However, I think that Awwal12's comment is important. Let's imagine we want to omit the preposition before the time argument. With the perfective aspect and a verb that clearly denotes some _state change_, we cannot do that anyway. It is always present as either "на" ('for' as a purpose of the action) or 'за' ('in' as a time spent for some achievement) or 'в' ('at' as  a moment of time the event happened).

Он покурил ещё 5 минут  (perfective but no state change)
Он закурил 5 минут   (perfective, state change as an event)

On the other hand, with the imperfective aspect:
Он курил 2 часа   (imperfective process)
Он закуривал 5 минут  (imperfective, state change as a slow or iterative process)

Он заходил в клуб 2 часа - means that he was entering into the club really slowly so it took 2 hrs (even though pretty weird)
Он заходил в клуб 2 дня - rather means that he repeatedly visited the club
Он зашёл в клуб 2 часа/дня


----------



## Vovan

Iknownothing said:


> This topic is a little complicated.


Not really.

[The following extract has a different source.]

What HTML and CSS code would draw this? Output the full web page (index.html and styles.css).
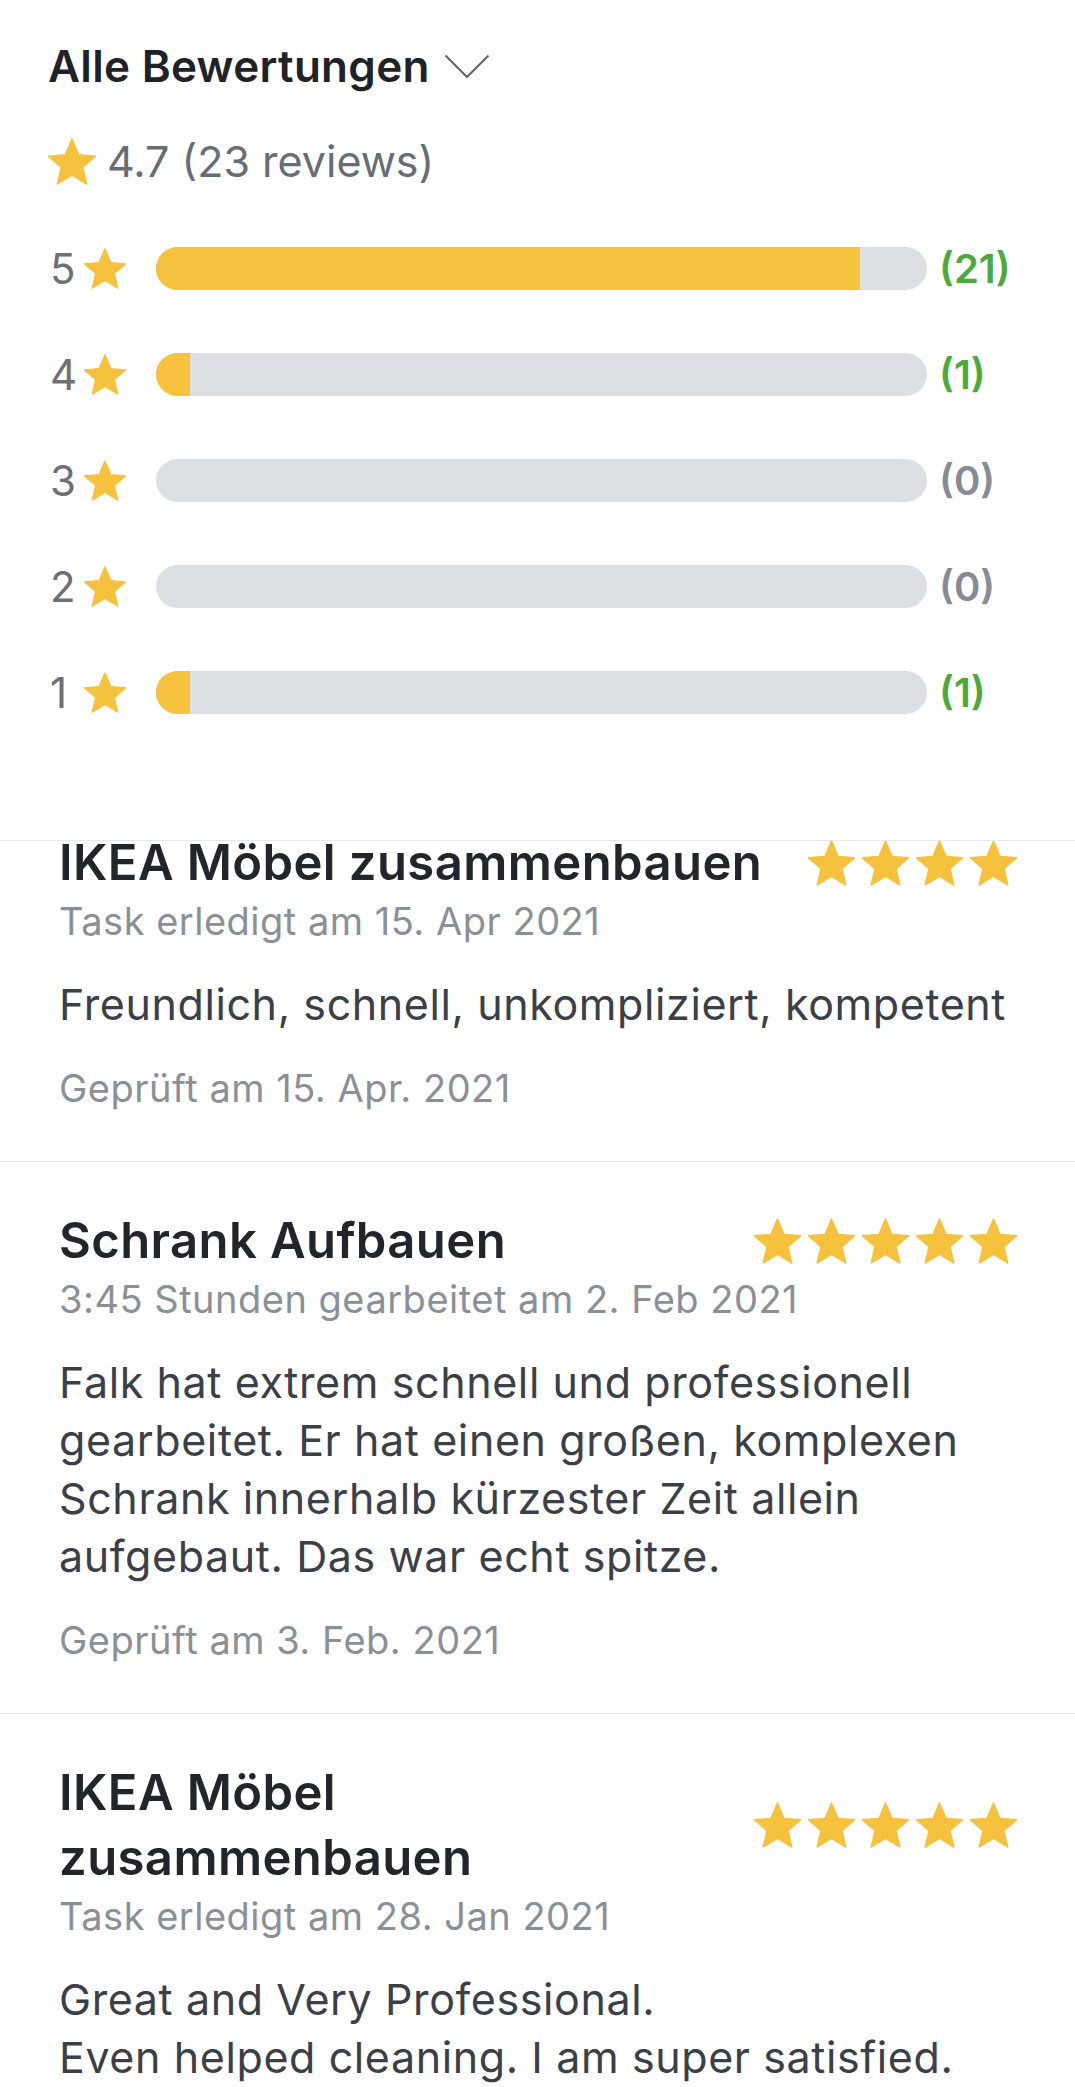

Just note that the English "for" is only translated as "на" when the time period is/was _planned to be used_ in some way, not necessarily _actually used_. Moreover, omitting a preposition before an adverbial argument (in the cases under consideration) simply indicates that the verb itself can roughly be defined as "spend time (that very time period!) doing something" (e.g.: to live somewhere (for) five years ≈ spend five years living somewhere).


----------



## Awwal12

Vovan said:


> Consider this:
> _Обычно он оставался там целое лето. _(He usually stayed there (during) the whole summer.)_Обычно он оставался там на целое лето. _(He usually stayed there for the whole summer.)


Because "остава́ться" may mean the continuous process or the iterative chain of events of staying somewhere (also with the continuous periods of staying as the subsequent logical results).
"Óн остава́лся там на це́лое ле́то" comes only from the second meaning, which may be verified:
В э́том году́ о́н бу́дет остава́ться там це́лое ле́то. 
В э́том году́ о́н бу́дет остава́ться там на це́лое ле́то.  ("В э́том году́" plus "на це́лое ле́то" logically remove any possibility of iterative actions, and here we go - "на сколько-л." doesn't work with the verb describing a continuous process again.)


----------



## Vovan

Awwal12 said:


> В э́том году́ о́н бу́дет остава́ться там на це́лое ле́то.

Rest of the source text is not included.